My last post dealt with how people with eating disorders tend to compare their own food intake to others. In this one I want to discuss another aspect of comparing: body image. Did you ever ask yourself if you would still see yourself in the same way if you’d be alone in the world? If you wouldn’t know anything about size zero, ideal body shapes and thigh gaps, would you love your body more? Maybe. Anyhow, the perception of our own body is always dependant on the bodies around us. We call somebody „skinny“, because his body is thinner than most of the other bodies and „chubby“ if he weighs more than the average.
By thinking about that topic, I reflected my own relation to my body and how it has changed with the eating disorder and during recovery. Before I met Ana, I was relatively happy with my shape. I wasn’t fat and I didn’t feel like it (I weighed around 57kg at a height of 1,74m). I ate croissants for breakfast and played football at least twice a week. Here’s a photo of my body from back then (December 2012):
The only thing I didn’t really like about my appearance were my legs, especially my thighs. When I travelled to Tunesia with my family, I remember how I always tied a towel around them while sitting beside the pool. After the holidays I spontanously decided to start a diet, not a crash diet, just eating a little less in the evenings. Suddenly, people recognized my weigh loss and started to compliment me for it. I had to buy jeans in a smaller size and felt as great in my body as never before.
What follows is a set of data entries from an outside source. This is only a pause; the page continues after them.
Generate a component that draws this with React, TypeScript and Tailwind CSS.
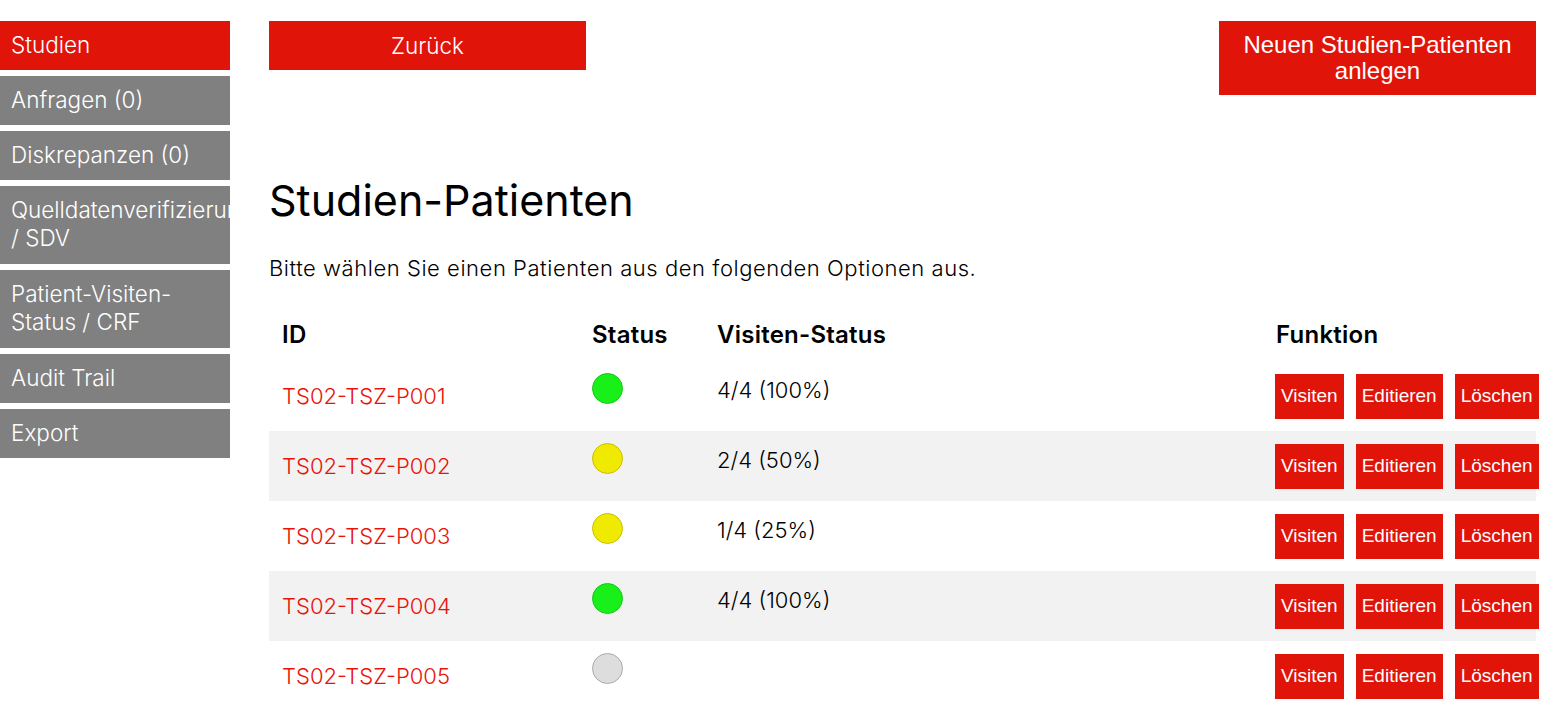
import React from "react";

const nav = [
  { label: "Studien", active: true, h: "h-[49px]" },
  { label: "Anfragen (0)", h: "h-[49px]" },
  { label: "Diskrepanzen (0)", h: "h-[49px]" },
  { label: "Quelldatenverifizierung / SDV", h: "h-[78px]" },
  { label: "Patient-Visiten-Status / CRF", h: "h-[78px]" },
  { label: "Audit Trail", h: "h-[49px]" },
  { label: "Export", h: "h-[49px]" },
];

const rows = [
  { id: "TS02-TSZ-P001", color: "bg-[#19f019] border-[#14c814]", visits: "4/4 (100%)" },
  { id: "TS02-TSZ-P002", color: "bg-[#f0ea00] border-[#c8c000]", visits: "2/4 (50%)" },
  { id: "TS02-TSZ-P003", color: "bg-[#f0ea00] border-[#c8c000]", visits: "1/4 (25%)" },
  { id: "TS02-TSZ-P004", color: "bg-[#19f019] border-[#14c814]", visits: "4/4 (100%)" },
  { id: "TS02-TSZ-P005", color: "bg-[#dddddd] border-[#aaaaaa]", visits: "" },
];

const sans = "font-['Inter',sans-serif]";
const arial = "font-['Liberation_Sans',Arial,sans-serif]";

export default function App() {
  return (
    <div className={`flex bg-white min-h-[712px] text-black ${sans}`}>
      <nav className="w-[230px] shrink-0 mt-[21px] flex flex-col gap-[6px]">
        {nav.map((n) => (
          <div
            key={n.label}
            className={`${n.h} ${n.active ? "bg-[#e1140a]" : "bg-[#808080]"} text-white text-[22.5px] font-light leading-[28px] pl-[11px] pt-[10px] overflow-hidden`}
          >
            {n.label === "Quelldatenverifizierung / SDV" ? (
              <>
                <span className="block whitespace-nowrap">Quelldatenverifizierung</span>
                <span className="block">/ SDV</span>
              </>
            ) : n.label === "Patient-Visiten-Status / CRF" ? (
              <>
                <span className="block">Patient-Visiten-</span>
                <span className="block">Status / CRF</span>
              </>
            ) : (
              <span className="block whitespace-nowrap">{n.label}</span>
            )}
          </div>
        ))}
      </nav>

      <main className="ml-[39px] w-[1267px] mt-[21px]">
        <div className="flex justify-between items-start">
          <button className="w-[317px] h-[49px] bg-[#e1140a] text-white text-[22.5px] font-light">Zurück</button>
          <button className={`w-[317px] h-[74px] bg-[#e1140a] text-white text-[24px] leading-[26px] ${arial}`}>
            Neuen Studien-Patienten
            <br />
            anlegen
          </button>
        </div>

        <h1 className="mt-[80px] text-[43px] leading-[50px] font-normal">Studien-Patienten</h1>
        <p className="mt-[29px] text-[22px] leading-[28px] font-light tracking-[0.025em]">
          Bitte wählen Sie einen Patienten aus den folgenden Optionen aus.
        </p>

        <div className="mt-[27px]">
          <div className="grid grid-cols-[323px_125px_558px_1fr] h-[52px] items-center text-[24px] font-semibold tracking-[0.01em]">
            <div className="pl-[13px]">ID</div>
            <div>Status</div>
            <div>Visiten-Status</div>
            <div className="pl-[1px]">Funktion</div>
          </div>
          {rows.map((r, i) => (
            <div
              key={r.id}
              className={`grid grid-cols-[323px_125px_558px_1fr] h-[70px] ${i % 2 === 1 ? "bg-[#f2f2f2]" : ""}`}
            >
              <div className="pl-[13px] flex items-center text-[22px] font-light text-[#e8140a]">{r.id}</div>
              <div className="pt-[12px]">
                <div className={`w-[31px] h-[31px] rounded-full border ${r.color}`} />
              </div>
              <div className="pt-[15px] text-[22px] leading-[28px] font-light">{r.visits}</div>
              <div className={`flex items-center gap-[12px] ${arial} text-[19px] text-white`}>
                <button className="h-[45px] px-[6px] bg-[#e1140a]">Visiten</button>
                <button className="h-[45px] px-[6px] bg-[#e1140a]">Editieren</button>
                <button className="h-[45px] px-[6px] bg-[#e1140a]">Löschen</button>
              </div>
            </div>
          ))}
        </div>
      </main>
    </div>
  );
}
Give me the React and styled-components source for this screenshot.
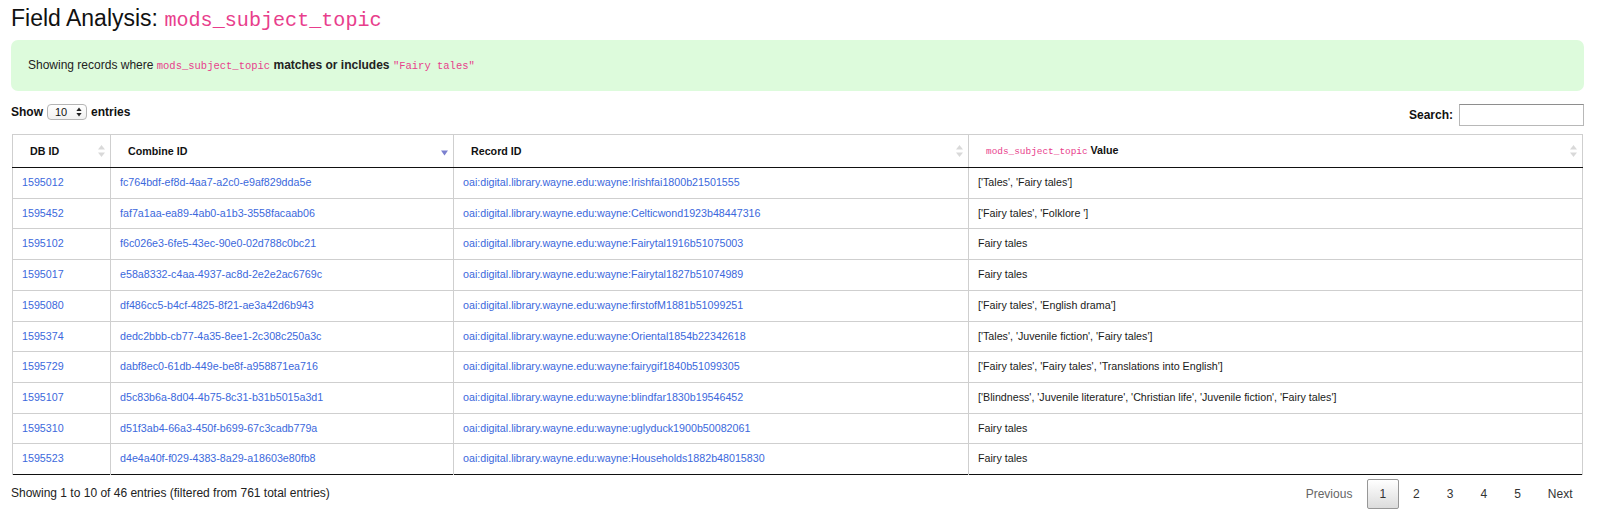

Ana said hello for the first time and the numbers on the scale dropped and dropped. Did losing weight make me feel better and better? Of course not. Here is when it comes to the so called body image disturbance that is caracteristic for people with eating disorders. The thinner I got, the more distorted the perception of my own body would be. I became inpatient with the worst body image I’ve ever had while being just skin and bones. I was jealous of every other girl that weighed less than I did. During my time in the clinic I put on weight and first, I felt awful with it even if I recognized that I was still far away from being fat. When I went to London to do an language course for half a year I sent photos like this back home (I’m the girl in the middle):
The reactions varied from worried to shocked. „Please don’t send this photo to anybody else, you look like a skeleton“, my mum texted. When I went shopping with my best friend she seemed to be quite depressed suddenly and I asked her what the problem was. „I just feel very uncomfortable“, she said. „Don’t you notice how people are staring at you?“ Honestly, I didn’t. I didn’t understand while everybody overreacted as I thought of myself as a skinny, but overall „normal“ girl. It took me a very long time to accept that what I saw when I looked in the mirror wasn’t real but an image that Ana created.
Today, I may still not see my body 100% accurately, but my body image got a lot better. From my own experience I can say that, with putting on weight, Anas voice gets more and more quiet. Of course, there are days when the doubts are very loud again. Last week for example, a girl adressed me on the toilet. „You know what“, she said. „You’re so tall and so skinny. You could really be a runway model.“ I thought a lot about that comment and it really irritated me. So, now I’m pretty, I thought. But will I still get compliments when I’ve put on the 10kg that I still have to gain?
On the other hand, there are days when I even get angry, because weight gain is such a slow process. I feel like I’m imprisoned in the body of a twelve-year-old while all I want is to be feminine and healthy. I want to go out, I want to dance and feel attractive in my own body instead of standing aside and sipping diet coke instead of beer. Ironically, if I had to describe a person with a „perfect“ body, I would probably name Bejoncé or Marilyn Monroe. Curvy, sexy women that seem to feel confident with their bodies.
So I think the main rule for people in recovery when it comes to body image is: don’t trust yourself. Don’t let Ana fool you and don’t believe her if she tells you you’re fat. Instead, trust your loved ones. Trust the people that care about you as a person, no matter what size you fit in. Give recovery a go. Cause, believe me, there is no damn thigh gap in the world that would be worth sacrifizing your own happiness!